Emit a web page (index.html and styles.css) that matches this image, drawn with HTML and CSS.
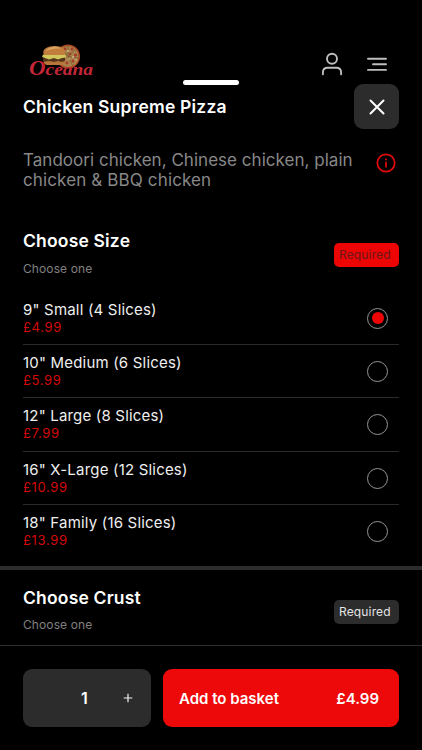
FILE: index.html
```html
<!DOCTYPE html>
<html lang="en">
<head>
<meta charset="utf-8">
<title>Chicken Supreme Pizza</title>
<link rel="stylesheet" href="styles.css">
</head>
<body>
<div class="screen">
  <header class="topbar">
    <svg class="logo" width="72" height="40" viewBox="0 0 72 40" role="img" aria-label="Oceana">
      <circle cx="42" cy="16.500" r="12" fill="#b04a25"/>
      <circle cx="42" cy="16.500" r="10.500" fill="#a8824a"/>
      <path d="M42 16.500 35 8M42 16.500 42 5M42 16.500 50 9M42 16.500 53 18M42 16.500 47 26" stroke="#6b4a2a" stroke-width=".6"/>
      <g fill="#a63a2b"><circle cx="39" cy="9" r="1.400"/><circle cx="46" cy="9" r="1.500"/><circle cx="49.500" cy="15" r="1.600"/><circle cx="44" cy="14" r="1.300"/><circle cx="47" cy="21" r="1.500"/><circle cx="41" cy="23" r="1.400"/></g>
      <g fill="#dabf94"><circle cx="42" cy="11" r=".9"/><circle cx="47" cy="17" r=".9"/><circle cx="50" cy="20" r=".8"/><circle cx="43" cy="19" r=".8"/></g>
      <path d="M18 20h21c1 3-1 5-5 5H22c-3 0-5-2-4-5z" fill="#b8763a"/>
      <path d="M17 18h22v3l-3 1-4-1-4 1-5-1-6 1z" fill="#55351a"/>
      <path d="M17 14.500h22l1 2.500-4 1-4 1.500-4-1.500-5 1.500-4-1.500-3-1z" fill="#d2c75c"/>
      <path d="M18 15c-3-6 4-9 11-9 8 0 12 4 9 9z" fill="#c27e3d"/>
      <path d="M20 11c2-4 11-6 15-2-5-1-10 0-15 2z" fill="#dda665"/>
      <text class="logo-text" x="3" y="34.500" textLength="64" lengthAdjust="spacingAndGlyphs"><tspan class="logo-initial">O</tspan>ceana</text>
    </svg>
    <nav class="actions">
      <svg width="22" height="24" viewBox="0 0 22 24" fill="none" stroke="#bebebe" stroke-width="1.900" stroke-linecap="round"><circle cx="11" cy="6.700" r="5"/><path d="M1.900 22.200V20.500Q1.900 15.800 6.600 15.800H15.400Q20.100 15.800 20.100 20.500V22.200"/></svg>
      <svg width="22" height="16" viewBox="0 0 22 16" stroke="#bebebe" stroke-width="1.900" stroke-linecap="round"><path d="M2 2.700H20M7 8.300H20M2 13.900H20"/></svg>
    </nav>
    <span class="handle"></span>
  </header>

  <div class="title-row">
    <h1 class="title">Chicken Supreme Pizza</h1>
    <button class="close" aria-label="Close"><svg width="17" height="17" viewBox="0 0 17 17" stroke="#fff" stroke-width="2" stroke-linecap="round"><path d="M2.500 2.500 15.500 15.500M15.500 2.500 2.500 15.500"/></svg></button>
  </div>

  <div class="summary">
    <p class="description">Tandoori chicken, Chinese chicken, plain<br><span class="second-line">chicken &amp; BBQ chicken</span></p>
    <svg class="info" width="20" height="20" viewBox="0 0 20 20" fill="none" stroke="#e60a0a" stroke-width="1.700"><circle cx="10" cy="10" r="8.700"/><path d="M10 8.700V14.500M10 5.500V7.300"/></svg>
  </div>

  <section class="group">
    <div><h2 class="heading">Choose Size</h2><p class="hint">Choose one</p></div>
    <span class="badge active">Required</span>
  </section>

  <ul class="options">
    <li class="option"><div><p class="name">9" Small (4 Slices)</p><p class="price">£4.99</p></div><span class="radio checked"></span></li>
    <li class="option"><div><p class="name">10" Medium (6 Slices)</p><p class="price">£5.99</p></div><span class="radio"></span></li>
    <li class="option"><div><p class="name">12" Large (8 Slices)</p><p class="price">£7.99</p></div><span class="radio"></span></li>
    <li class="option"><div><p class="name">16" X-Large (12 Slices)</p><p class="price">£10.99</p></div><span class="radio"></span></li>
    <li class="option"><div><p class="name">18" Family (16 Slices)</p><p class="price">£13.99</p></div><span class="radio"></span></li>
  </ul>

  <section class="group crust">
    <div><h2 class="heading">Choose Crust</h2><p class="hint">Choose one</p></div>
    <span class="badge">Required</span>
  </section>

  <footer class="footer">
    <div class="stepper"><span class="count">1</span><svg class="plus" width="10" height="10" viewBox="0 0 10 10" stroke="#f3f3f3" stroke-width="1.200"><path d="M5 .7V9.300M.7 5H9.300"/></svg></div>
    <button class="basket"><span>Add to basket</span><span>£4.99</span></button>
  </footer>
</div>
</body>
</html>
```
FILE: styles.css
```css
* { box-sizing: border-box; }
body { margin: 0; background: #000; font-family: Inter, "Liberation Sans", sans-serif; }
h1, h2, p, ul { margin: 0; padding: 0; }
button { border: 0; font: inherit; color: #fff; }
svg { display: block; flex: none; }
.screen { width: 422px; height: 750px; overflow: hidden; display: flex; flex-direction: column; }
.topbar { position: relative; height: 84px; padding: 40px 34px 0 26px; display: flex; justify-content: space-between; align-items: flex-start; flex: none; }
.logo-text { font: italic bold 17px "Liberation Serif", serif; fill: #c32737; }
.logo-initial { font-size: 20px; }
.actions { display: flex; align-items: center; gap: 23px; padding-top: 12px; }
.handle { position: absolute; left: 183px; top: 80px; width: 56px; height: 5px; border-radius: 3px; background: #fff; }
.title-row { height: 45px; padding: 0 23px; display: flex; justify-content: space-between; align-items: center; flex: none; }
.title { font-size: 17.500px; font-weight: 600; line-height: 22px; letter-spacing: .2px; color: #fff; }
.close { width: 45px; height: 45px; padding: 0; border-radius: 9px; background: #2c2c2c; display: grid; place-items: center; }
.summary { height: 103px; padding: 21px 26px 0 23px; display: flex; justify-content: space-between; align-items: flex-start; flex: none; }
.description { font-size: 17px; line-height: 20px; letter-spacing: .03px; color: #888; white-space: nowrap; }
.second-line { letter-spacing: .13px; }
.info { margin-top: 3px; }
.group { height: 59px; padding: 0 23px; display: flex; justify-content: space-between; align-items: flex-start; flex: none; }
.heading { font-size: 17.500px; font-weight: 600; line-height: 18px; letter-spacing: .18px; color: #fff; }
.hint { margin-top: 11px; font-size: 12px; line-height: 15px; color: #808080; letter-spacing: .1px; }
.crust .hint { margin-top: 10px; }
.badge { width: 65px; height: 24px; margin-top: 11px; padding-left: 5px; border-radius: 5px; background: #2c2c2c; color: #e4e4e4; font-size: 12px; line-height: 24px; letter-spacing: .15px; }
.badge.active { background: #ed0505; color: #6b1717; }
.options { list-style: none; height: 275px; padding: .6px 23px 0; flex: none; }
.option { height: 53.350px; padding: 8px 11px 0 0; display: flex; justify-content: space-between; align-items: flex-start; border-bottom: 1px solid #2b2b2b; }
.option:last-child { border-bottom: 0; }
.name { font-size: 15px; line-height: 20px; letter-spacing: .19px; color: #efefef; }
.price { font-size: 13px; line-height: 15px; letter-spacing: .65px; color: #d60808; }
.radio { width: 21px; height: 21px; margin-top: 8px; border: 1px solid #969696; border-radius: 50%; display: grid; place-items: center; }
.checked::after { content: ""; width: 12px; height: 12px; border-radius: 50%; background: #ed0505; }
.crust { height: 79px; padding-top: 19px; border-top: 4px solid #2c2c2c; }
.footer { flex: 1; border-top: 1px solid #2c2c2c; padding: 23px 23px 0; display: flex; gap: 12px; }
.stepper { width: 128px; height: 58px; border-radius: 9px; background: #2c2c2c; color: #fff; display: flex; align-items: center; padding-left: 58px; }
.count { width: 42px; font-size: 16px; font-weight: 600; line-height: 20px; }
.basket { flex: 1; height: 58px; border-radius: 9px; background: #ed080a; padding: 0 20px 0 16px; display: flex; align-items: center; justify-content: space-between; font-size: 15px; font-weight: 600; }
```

#####

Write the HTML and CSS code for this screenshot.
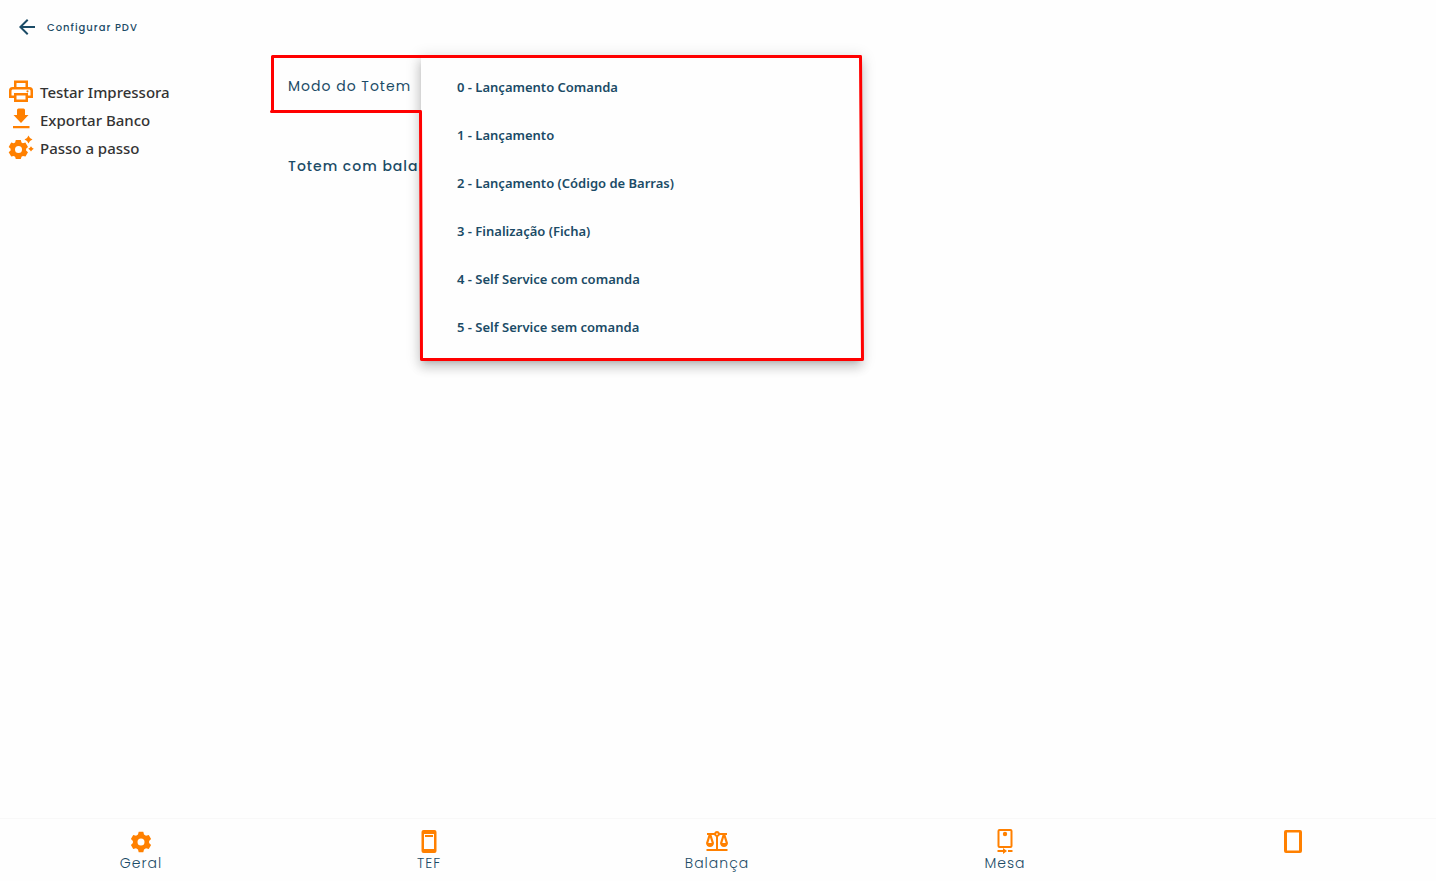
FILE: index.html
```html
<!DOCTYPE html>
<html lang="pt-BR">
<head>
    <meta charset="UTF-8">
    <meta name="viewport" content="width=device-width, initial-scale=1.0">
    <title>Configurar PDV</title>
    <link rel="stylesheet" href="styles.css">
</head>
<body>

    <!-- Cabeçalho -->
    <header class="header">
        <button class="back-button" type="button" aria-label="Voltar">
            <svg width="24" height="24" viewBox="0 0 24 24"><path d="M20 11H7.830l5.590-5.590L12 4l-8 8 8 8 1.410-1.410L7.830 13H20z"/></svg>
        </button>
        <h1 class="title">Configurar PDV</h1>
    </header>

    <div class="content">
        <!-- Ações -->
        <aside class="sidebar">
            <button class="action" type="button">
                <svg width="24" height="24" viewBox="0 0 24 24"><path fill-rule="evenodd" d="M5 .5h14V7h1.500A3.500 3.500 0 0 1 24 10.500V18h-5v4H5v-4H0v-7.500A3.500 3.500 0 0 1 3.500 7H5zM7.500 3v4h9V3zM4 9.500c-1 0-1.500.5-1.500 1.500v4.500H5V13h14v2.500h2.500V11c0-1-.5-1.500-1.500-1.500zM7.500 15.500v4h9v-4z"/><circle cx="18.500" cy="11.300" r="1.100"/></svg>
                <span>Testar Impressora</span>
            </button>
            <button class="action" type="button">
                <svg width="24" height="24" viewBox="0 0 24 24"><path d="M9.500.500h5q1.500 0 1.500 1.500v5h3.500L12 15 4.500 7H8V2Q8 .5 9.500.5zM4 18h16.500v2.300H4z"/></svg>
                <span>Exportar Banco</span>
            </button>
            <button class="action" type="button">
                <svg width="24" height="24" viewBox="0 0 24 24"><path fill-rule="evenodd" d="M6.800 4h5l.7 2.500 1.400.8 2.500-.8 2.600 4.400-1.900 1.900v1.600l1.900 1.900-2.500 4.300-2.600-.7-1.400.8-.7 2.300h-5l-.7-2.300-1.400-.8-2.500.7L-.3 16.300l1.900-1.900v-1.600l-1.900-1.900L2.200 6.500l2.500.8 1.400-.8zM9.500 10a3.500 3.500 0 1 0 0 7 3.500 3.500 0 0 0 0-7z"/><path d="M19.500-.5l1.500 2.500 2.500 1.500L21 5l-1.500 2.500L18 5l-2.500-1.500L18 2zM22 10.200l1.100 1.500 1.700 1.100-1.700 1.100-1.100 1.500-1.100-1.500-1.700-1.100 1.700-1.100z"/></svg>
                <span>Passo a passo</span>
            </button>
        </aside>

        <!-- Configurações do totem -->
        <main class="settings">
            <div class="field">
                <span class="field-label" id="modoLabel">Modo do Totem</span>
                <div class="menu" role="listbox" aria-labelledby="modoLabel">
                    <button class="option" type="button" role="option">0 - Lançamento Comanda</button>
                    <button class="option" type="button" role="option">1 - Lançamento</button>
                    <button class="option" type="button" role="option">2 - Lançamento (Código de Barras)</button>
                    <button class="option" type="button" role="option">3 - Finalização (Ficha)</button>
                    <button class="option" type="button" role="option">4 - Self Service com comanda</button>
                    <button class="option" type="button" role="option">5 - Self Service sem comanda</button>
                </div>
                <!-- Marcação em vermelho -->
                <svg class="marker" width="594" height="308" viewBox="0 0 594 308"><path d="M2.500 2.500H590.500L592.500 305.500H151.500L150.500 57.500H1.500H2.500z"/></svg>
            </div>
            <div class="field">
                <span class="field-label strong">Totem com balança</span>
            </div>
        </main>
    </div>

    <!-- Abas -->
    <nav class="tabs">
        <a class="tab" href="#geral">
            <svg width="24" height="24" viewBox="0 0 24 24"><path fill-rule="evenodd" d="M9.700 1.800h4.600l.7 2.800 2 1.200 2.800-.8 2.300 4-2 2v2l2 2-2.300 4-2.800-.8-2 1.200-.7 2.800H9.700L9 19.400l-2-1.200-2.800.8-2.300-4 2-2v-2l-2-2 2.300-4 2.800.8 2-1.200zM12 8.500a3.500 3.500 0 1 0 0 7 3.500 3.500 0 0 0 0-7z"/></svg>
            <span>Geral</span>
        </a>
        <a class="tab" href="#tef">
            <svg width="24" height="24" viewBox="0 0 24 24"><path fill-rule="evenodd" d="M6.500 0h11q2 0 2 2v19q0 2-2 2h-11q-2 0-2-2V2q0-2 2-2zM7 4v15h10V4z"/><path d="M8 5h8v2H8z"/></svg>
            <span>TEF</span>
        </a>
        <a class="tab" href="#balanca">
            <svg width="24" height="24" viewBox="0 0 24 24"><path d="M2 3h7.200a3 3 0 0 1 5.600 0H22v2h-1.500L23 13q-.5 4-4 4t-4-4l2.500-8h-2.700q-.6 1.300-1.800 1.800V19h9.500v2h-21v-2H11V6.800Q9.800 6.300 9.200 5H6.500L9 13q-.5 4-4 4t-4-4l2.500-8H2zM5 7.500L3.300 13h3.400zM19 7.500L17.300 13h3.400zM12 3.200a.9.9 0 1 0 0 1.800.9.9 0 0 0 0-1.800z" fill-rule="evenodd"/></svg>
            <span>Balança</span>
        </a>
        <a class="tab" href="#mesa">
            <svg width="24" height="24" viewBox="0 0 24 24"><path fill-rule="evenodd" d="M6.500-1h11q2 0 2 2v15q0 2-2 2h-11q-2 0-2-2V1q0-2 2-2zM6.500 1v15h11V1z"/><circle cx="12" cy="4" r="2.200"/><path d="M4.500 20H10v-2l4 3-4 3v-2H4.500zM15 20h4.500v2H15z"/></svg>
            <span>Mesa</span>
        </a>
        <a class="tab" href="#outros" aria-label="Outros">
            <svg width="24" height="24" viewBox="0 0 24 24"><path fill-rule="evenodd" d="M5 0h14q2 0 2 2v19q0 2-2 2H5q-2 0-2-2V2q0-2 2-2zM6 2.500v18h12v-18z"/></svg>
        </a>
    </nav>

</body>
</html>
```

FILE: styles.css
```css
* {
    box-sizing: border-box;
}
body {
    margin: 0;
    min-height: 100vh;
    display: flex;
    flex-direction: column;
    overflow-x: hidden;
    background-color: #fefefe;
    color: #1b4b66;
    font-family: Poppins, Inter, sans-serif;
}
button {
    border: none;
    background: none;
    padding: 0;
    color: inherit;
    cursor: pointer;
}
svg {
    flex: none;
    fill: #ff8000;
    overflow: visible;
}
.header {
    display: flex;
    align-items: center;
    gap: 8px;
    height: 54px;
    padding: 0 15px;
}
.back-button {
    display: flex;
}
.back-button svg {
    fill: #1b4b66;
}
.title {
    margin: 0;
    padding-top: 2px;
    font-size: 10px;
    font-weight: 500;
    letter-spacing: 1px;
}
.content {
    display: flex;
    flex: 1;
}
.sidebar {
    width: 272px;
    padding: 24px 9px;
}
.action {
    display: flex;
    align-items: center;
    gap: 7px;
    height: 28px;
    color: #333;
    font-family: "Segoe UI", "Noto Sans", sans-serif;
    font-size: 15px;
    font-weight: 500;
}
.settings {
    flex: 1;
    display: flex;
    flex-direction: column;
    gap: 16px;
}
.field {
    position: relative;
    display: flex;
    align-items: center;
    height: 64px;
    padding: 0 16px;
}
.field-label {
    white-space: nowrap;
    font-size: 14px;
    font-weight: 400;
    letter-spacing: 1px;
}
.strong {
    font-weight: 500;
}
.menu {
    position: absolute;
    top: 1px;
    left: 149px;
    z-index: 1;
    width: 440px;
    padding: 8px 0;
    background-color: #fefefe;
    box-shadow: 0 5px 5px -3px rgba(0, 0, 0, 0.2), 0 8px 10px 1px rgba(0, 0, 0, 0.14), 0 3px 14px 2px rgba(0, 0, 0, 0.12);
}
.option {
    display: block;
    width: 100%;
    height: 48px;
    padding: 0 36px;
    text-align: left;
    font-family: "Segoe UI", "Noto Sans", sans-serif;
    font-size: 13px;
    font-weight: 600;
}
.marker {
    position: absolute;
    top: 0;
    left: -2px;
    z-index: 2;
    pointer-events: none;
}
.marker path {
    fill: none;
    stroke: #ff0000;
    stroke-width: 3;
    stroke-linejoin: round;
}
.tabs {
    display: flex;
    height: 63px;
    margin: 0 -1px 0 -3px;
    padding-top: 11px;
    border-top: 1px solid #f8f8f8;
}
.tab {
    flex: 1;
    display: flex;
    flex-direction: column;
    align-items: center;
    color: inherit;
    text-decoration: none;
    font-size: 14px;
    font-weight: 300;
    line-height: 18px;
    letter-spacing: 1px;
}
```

#####

## [Task statement]
Using the listing above, list every line in which the string "index" occurs.

## [Answer to the task]
Emit a web page (index.html and styles.css) that matches this image, drawn with HTML and CSS.
FILE: index.html
FILE: index.html
    z-index: 1;
    z-index: 2;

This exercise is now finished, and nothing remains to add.